### Supplied material
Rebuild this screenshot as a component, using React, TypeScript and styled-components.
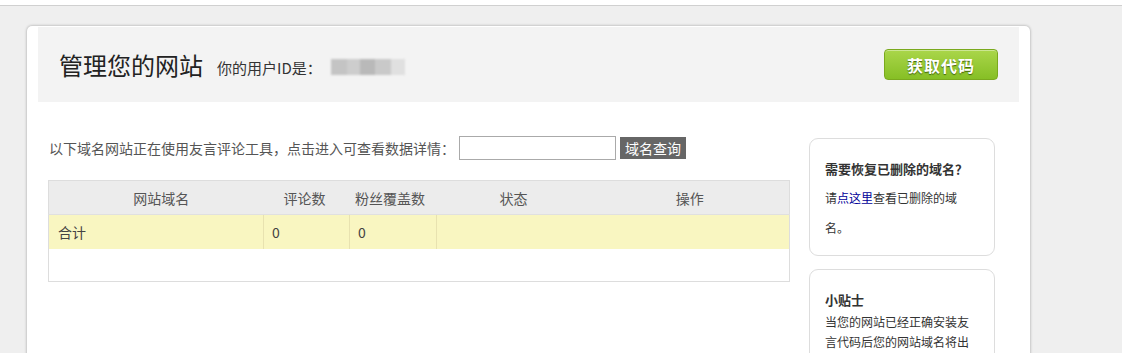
import styled, { createGlobalStyle } from "styled-components";

const GlobalStyle = createGlobalStyle`
  html, body {
    margin: 0;
    padding: 0;
  }
  body {
    background-color: #ffffff;
    font-family: "Noto Sans CJK SC", "Liberation Sans", sans-serif;
    color: #333333;
  }
`;

const Page = styled.div`
  margin-top: 5px;
  border-top: 1px solid #d0d0d0;
  background-color: #efefef;
  min-height: 347px;
  padding: 20px 0 0 27px;
  overflow: hidden;
`;

const Card = styled.div`
  width: 981px;
  min-height: 340px;
  padding: 1px 11px 0 11px;
  background-color: #ffffff;
  border-radius: 5px;
  box-shadow: 0 0 3px rgba(0, 0, 0, 0.35);
`;

const Header = styled.div`
  display: flex;
  align-items: center;
  height: 75px;
  padding: 0 21px 0 21px;
  background-color: #f3f3f3;
`;

const Title = styled.h1`
  margin: 0;
  font-size: 24px;
  font-weight: normal;
  color: #222222;
`;

const UserId = styled.span`
  margin-left: 14px;
  margin-top: 5px;
  font-size: 15px;
  color: #333333;
  display: flex;
  align-items: center;
`;

const Blur = styled.span`
  display: inline-flex;
  margin-left: 9px;
  height: 16px;
  filter: blur(0.8px);
`;

const BlurBlock = styled.span<{ $w: number; $c: string }>`
  width: ${(p) => p.$w}px;
  height: 16px;
  background-color: ${(p) => p.$c};
`;

const GetCode = styled.button`
  margin-left: auto;
  width: 114px;
  height: 31px;
  border: 1px solid #7aa91e;
  border-radius: 4px;
  background: linear-gradient(#aad64a, #86bf25);
  box-shadow: inset 0 1px 0 rgba(255, 255, 255, 0.4);
  color: #ffffff;
  font-family: "Noto Sans CJK SC", sans-serif;
  font-size: 16px;
  font-weight: bold;
  letter-spacing: 1px;
  text-shadow: 0 1px 1px rgba(40, 70, 0, 0.8);
`;

const Body = styled.div`
  display: flex;
  gap: 19px;
  padding: 35px 0 0 10px;
`;

const Main = styled.div`
  width: 742px;
`;

const SearchRow = styled.div`
  display: flex;
  align-items: center;
  height: 24px;
  margin-top: -1px;
  font-size: 14px;
  color: #555555;
`;

const Lead = styled.span`
  margin-left: 1px;
  margin-right: 4px;
`;

const SearchInput = styled.input`
  box-sizing: border-box;
  width: 157px;
  height: 24px;
  border: 1px solid #aaaaaa;
  padding: 0 4px;
`;

const SearchButton = styled.button`
  margin-left: 4px;
  height: 22px;
  padding: 0 5px;
  border: none;
  background-color: #666666;
  color: #ffffff;
  font-family: "Noto Sans CJK SC", sans-serif;
  font-size: 14px;
`;

const Table = styled.table`
  margin-top: 20px;
  width: 742px;
  table-layout: fixed;
  border-collapse: collapse;
  border: 1px solid #dddddd;
  font-size: 14px;
  color: #555555;
`;

const Th = styled.th<{ $w?: number; $shift?: number }>`
  box-sizing: border-box;
  width: ${(p) => (p.$w ? `${p.$w}px` : "auto")};
  height: 34px;
  padding: 0 ${(p) => (p.$shift && p.$shift < 0 ? -p.$shift : 0)}px 0
    ${(p) => (p.$shift && p.$shift > 0 ? p.$shift : 0)}px;
  background-color: #ececec;
  font-weight: normal;
  text-align: center;
  border-bottom: 1px solid #e0e0e0;
`;

const Td = styled.td`
  height: 34px;
  padding: 0 0 0 8px;
  background-color: #f9f6c1;
  border-left: 1px solid #e8e2b0;
  color: #444444;

  &:first-child {
    padding-left: 9px;
    border-left: none;
  }
`;

const EmptyRow = styled.tr`
  height: 32px;
`;

const Side = styled.div`
  display: flex;
  flex-direction: column;
  gap: 13px;
  width: 186px;
  margin-top: 1px;
`;

const SideBox = styled.div`
  box-sizing: border-box;
  width: 186px;
  padding: 18px 15px 12px 15px;
  border: 1px solid #dddddd;
  border-radius: 9px;
`;

const SideTitle = styled.h3`
  margin: 0;
  font-size: 13px;
  font-weight: bold;
  color: #333333;
  line-height: 24px;
`;

const SideText = styled.p<{ $lh: number; $w?: number }>`
  margin: ${(p) => (p.$lh > 24 ? "2px" : "0")} 0 0 0;
  max-width: ${(p) => (p.$w ? `${p.$w}px` : "none")};
  font-size: 12px;
  line-height: ${(p) => p.$lh}px;
  color: #333333;
`;

const Link = styled.a`
  color: #000099;
  text-decoration: none;
`;

export default function App() {
  return (
    <>
      <GlobalStyle />
      <Page>
        <Card>
          <Header>
            <Title>管理您的网站</Title>
            <UserId>
              你的用户ID是：
              <Blur>
                <BlurBlock $w={16} $c="#c4c4c4" />
                <BlurBlock $w={13} $c="#cdcdcd" />
                <BlurBlock $w={15} $c="#b9b9b9" />
                <BlurBlock $w={16} $c="#c9c9c9" />
                <BlurBlock $w={14} $c="#e0e0e0" />
              </Blur>
            </UserId>
            <GetCode>获取代码</GetCode>
          </Header>
          <Body>
            <Main>
              <SearchRow>
                <Lead>以下域名网站正在使用友言评论工具，点击进入可查看数据详情：</Lead>
                <SearchInput />
                <SearchButton>域名查询</SearchButton>
              </SearchRow>
              <Table>
                <thead>
                  <tr>
                    <Th $w={215} $shift={10}>网站域名</Th>
                    <Th $w={86} $shift={-4}>评论数</Th>
                    <Th $w={87} $shift={-6}>粉丝覆盖数</Th>
                    <Th $w={154}>状态</Th>
                    <Th>操作</Th>
                  </tr>
                </thead>
                <tbody>
                  <tr>
                    <Td>合计</Td>
                    <Td>0</Td>
                    <Td>0</Td>
                    <Td colSpan={2}></Td>
                  </tr>
                  <EmptyRow>
                    <td colSpan={5}></td>
                  </EmptyRow>
                </tbody>
              </Table>
            </Main>
            <Side>
              <SideBox>
                <SideTitle>需要恢复已删除的域名？</SideTitle>
                <SideText $lh={30} $w={140}>
                  请<Link href="#">点这里</Link>查看已删除的域名。
                </SideText>
              </SideBox>
              <SideBox>
                <SideTitle>小贴士</SideTitle>
                <SideText $lh={20}>
                  当您的网站已经正确安装友言代码后您的网站域名将出现在左侧列表中，点击域名即可进入管理。
                </SideText>
              </SideBox>
            </Side>
          </Body>
        </Card>
      </Page>
    </>
  );
}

### Work to complete
Reproduce the material word for word. Any pictures should be left out of the copy.

### Solution to this task
Rebuild this screenshot as a component, using React, TypeScript and styled-components.
import styled, { createGlobalStyle } from "styled-components";

const GlobalStyle = createGlobalStyle`
  html, body {
    margin: 0;
    padding: 0;
  }
  body {
    background-color: #ffffff;
    font-family: "Noto Sans CJK SC", "Liberation Sans", sans-serif;
    color: #333333;
  }
`;

const Page = styled.div`
  margin-top: 5px;
  border-top: 1px solid #d0d0d0;
  background-color: #efefef;
  min-height: 347px;
  padding: 20px 0 0 27px;
  overflow: hidden;
`;

const Card = styled.div`
  width: 981px;
  min-height: 340px;
  padding: 1px 11px 0 11px;
  background-color: #ffffff;
  border-radius: 5px;
  box-shadow: 0 0 3px rgba(0, 0, 0, 0.35);
`;

const Header = styled.div`
  display: flex;
  align-items: center;
  height: 75px;
  padding: 0 21px 0 21px;
  background-color: #f3f3f3;
`;

const Title = styled.h1`
  margin: 0;
  font-size: 24px;
  font-weight: normal;
  color: #222222;
`;

const UserId = styled.span`
  margin-left: 14px;
  margin-top: 5px;
  font-size: 15px;
  color: #333333;
  display: flex;
  align-items: center;
`;

const Blur = styled.span`
  display: inline-flex;
  margin-left: 9px;
  height: 16px;
  filter: blur(0.8px);
`;

const BlurBlock = styled.span<{ $w: number; $c: string }>`
  width: ${(p) => p.$w}px;
  height: 16px;
  background-color: ${(p) => p.$c};
`;

const GetCode = styled.button`
  margin-left: auto;
  width: 114px;
  height: 31px;
  border: 1px solid #7aa91e;
  border-radius: 4px;
  background: linear-gradient(#aad64a, #86bf25);
  box-shadow: inset 0 1px 0 rgba(255, 255, 255, 0.4);
  color: #ffffff;
  font-family: "Noto Sans CJK SC", sans-serif;
  font-size: 16px;
  font-weight: bold;
  letter-spacing: 1px;
  text-shadow: 0 1px 1px rgba(40, 70, 0, 0.8);
`;

const Body = styled.div`
  display: flex;
  gap: 19px;
  padding: 35px 0 0 10px;
`;

const Main = styled.div`
  width: 742px;
`;

const SearchRow = styled.div`
  display: flex;
  align-items: center;
  height: 24px;
  margin-top: -1px;
  font-size: 14px;
  color: #555555;
`;

const Lead = styled.span`
  margin-left: 1px;
  margin-right: 4px;
`;

const SearchInput = styled.input`
  box-sizing: border-box;
  width: 157px;
  height: 24px;
  border: 1px solid #aaaaaa;
  padding: 0 4px;
`;

const SearchButton = styled.button`
  margin-left: 4px;
  height: 22px;
  padding: 0 5px;
  border: none;
  background-color: #666666;
  color: #ffffff;
  font-family: "Noto Sans CJK SC", sans-serif;
  font-size: 14px;
`;

const Table = styled.table`
  margin-top: 20px;
  width: 742px;
  table-layout: fixed;
  border-collapse: collapse;
  border: 1px solid #dddddd;
  font-size: 14px;
  color: #555555;
`;

const Th = styled.th<{ $w?: number; $shift?: number }>`
  box-sizing: border-box;
  width: ${(p) => (p.$w ? `${p.$w}px` : "auto")};
  height: 34px;
  padding: 0 ${(p) => (p.$shift && p.$shift < 0 ? -p.$shift : 0)}px 0
    ${(p) => (p.$shift && p.$shift > 0 ? p.$shift : 0)}px;
  background-color: #ececec;
  font-weight: normal;
  text-align: center;
  border-bottom: 1px solid #e0e0e0;
`;

const Td = styled.td`
  height: 34px;
  padding: 0 0 0 8px;
  background-color: #f9f6c1;
  border-left: 1px solid #e8e2b0;
  color: #444444;

  &:first-child {
    padding-left: 9px;
    border-left: none;
  }
`;

const EmptyRow = styled.tr`
  height: 32px;
`;

const Side = styled.div`
  display: flex;
  flex-direction: column;
  gap: 13px;
  width: 186px;
  margin-top: 1px;
`;

const SideBox = styled.div`
  box-sizing: border-box;
  width: 186px;
  padding: 18px 15px 12px 15px;
  border: 1px solid #dddddd;
  border-radius: 9px;
`;

const SideTitle = styled.h3`
  margin: 0;
  font-size: 13px;
  font-weight: bold;
  color: #333333;
  line-height: 24px;
`;

const SideText = styled.p<{ $lh: number; $w?: number }>`
  margin: ${(p) => (p.$lh > 24 ? "2px" : "0")} 0 0 0;
  max-width: ${(p) => (p.$w ? `${p.$w}px` : "none")};
  font-size: 12px;
  line-height: ${(p) => p.$lh}px;
  color: #333333;
`;

const Link = styled.a`
  color: #000099;
  text-decoration: none;
`;

export default function App() {
  return (
    <>
      <GlobalStyle />
      <Page>
        <Card>
          <Header>
            <Title>管理您的网站</Title>
            <UserId>
              你的用户ID是：
              <Blur>
                <BlurBlock $w={16} $c="#c4c4c4" />
                <BlurBlock $w={13} $c="#cdcdcd" />
                <BlurBlock $w={15} $c="#b9b9b9" />
                <BlurBlock $w={16} $c="#c9c9c9" />
                <BlurBlock $w={14} $c="#e0e0e0" />
              </Blur>
            </UserId>
            <GetCode>获取代码</GetCode>
          </Header>
          <Body>
            <Main>
              <SearchRow>
                <Lead>以下域名网站正在使用友言评论工具，点击进入可查看数据详情：</Lead>
                <SearchInput />
                <SearchButton>域名查询</SearchButton>
              </SearchRow>
              <Table>
                <thead>
                  <tr>
                    <Th $w={215} $shift={10}>网站域名</Th>
                    <Th $w={86} $shift={-4}>评论数</Th>
                    <Th $w={87} $shift={-6}>粉丝覆盖数</Th>
                    <Th $w={154}>状态</Th>
                    <Th>操作</Th>
                  </tr>
                </thead>
                <tbody>
                  <tr>
                    <Td>合计</Td>
                    <Td>0</Td>
                    <Td>0</Td>
                    <Td colSpan={2}></Td>
                  </tr>
                  <EmptyRow>
                    <td colSpan={5}></td>
                  </EmptyRow>
                </tbody>
              </Table>
            </Main>
            <Side>
              <SideBox>
                <SideTitle>需要恢复已删除的域名？</SideTitle>
                <SideText $lh={30} $w={140}>
                  请<Link href="#">点这里</Link>查看已删除的域名。
                </SideText>
              </SideBox>
              <SideBox>
                <SideTitle>小贴士</SideTitle>
                <SideText $lh={20}>
                  当您的网站已经正确安装友言代码后您的网站域名将出现在左侧列表中，点击域名即可进入管理。
                </SideText>
              </SideBox>
            </Side>
          </Body>
        </Card>
      </Page>
    </>
  );
}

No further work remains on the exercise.